Problem to work on: Produce a word-for-word copy of the listing below without its pictures.

Information provided:

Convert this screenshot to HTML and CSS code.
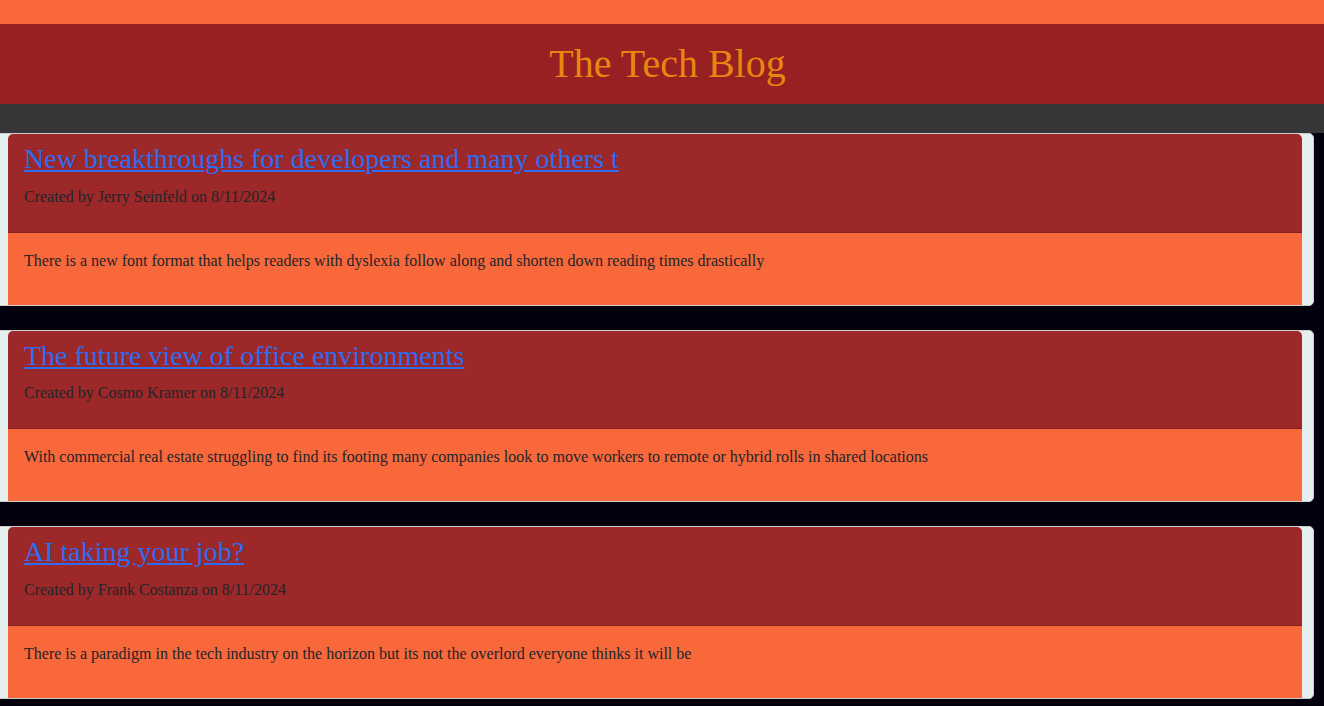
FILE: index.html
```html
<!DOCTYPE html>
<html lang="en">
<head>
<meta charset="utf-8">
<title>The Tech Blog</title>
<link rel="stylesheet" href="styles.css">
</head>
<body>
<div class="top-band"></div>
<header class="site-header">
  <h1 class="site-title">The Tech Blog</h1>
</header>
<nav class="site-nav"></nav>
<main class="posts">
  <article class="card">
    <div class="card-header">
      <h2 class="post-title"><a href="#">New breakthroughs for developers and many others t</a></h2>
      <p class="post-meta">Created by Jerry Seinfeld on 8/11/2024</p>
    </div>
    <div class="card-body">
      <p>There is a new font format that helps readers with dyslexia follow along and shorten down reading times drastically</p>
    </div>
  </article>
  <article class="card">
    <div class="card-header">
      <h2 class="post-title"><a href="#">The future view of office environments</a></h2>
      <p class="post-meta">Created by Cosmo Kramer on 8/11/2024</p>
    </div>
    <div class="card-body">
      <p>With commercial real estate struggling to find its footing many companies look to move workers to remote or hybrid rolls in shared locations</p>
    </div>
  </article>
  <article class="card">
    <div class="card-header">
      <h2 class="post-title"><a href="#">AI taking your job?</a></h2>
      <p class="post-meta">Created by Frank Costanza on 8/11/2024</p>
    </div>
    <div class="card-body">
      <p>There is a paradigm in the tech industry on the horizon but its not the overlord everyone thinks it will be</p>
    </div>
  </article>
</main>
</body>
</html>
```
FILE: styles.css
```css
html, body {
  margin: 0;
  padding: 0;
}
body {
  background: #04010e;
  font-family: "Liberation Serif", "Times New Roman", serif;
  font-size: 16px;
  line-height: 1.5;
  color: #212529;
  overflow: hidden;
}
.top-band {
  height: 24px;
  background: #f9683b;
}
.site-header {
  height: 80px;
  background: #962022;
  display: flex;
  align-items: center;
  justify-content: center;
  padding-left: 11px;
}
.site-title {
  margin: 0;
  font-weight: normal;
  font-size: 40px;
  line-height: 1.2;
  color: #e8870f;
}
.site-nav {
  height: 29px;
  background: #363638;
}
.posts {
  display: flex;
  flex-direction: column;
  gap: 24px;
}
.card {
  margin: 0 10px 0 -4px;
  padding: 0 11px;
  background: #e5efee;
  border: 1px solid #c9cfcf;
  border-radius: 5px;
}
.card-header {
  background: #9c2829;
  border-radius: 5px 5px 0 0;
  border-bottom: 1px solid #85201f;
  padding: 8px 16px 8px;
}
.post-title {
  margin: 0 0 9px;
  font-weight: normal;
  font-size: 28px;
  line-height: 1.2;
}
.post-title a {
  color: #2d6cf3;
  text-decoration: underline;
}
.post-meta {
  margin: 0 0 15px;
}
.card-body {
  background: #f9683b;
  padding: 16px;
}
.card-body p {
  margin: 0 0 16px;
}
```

Result of this task:
Convert this screenshot to HTML and CSS code.
FILE: index.html
```html
<!DOCTYPE html>
<html lang="en">
<head>
<meta charset="utf-8">
<title>The Tech Blog</title>
<link rel="stylesheet" href="styles.css">
</head>
<body>
<div class="top-band"></div>
<header class="site-header">
  <h1 class="site-title">The Tech Blog</h1>
</header>
<nav class="site-nav"></nav>
<main class="posts">
  <article class="card">
    <div class="card-header">
      <h2 class="post-title"><a href="#">New breakthroughs for developers and many others t</a></h2>
      <p class="post-meta">Created by Jerry Seinfeld on 8/11/2024</p>
    </div>
    <div class="card-body">
      <p>There is a new font format that helps readers with dyslexia follow along and shorten down reading times drastically</p>
    </div>
  </article>
  <article class="card">
    <div class="card-header">
      <h2 class="post-title"><a href="#">The future view of office environments</a></h2>
      <p class="post-meta">Created by Cosmo Kramer on 8/11/2024</p>
    </div>
    <div class="card-body">
      <p>With commercial real estate struggling to find its footing many companies look to move workers to remote or hybrid rolls in shared locations</p>
    </div>
  </article>
  <article class="card">
    <div class="card-header">
      <h2 class="post-title"><a href="#">AI taking your job?</a></h2>
      <p class="post-meta">Created by Frank Costanza on 8/11/2024</p>
    </div>
    <div class="card-body">
      <p>There is a paradigm in the tech industry on the horizon but its not the overlord everyone thinks it will be</p>
    </div>
  </article>
</main>
</body>
</html>
```
FILE: styles.css
```css
html, body {
  margin: 0;
  padding: 0;
}
body {
  background: #04010e;
  font-family: "Liberation Serif", "Times New Roman", serif;
  font-size: 16px;
  line-height: 1.5;
  color: #212529;
  overflow: hidden;
}
.top-band {
  height: 24px;
  background: #f9683b;
}
.site-header {
  height: 80px;
  background: #962022;
  display: flex;
  align-items: center;
  justify-content: center;
  padding-left: 11px;
}
.site-title {
  margin: 0;
  font-weight: normal;
  font-size: 40px;
  line-height: 1.2;
  color: #e8870f;
}
.site-nav {
  height: 29px;
  background: #363638;
}
.posts {
  display: flex;
  flex-direction: column;
  gap: 24px;
}
.card {
  margin: 0 10px 0 -4px;
  padding: 0 11px;
  background: #e5efee;
  border: 1px solid #c9cfcf;
  border-radius: 5px;
}
.card-header {
  background: #9c2829;
  border-radius: 5px 5px 0 0;
  border-bottom: 1px solid #85201f;
  padding: 8px 16px 8px;
}
.post-title {
  margin: 0 0 9px;
  font-weight: normal;
  font-size: 28px;
  line-height: 1.2;
}
.post-title a {
  color: #2d6cf3;
  text-decoration: underline;
}
.post-meta {
  margin: 0 0 15px;
}
.card-body {
  background: #f9683b;
  padding: 16px;
}
.card-body p {
  margin: 0 0 16px;
}
```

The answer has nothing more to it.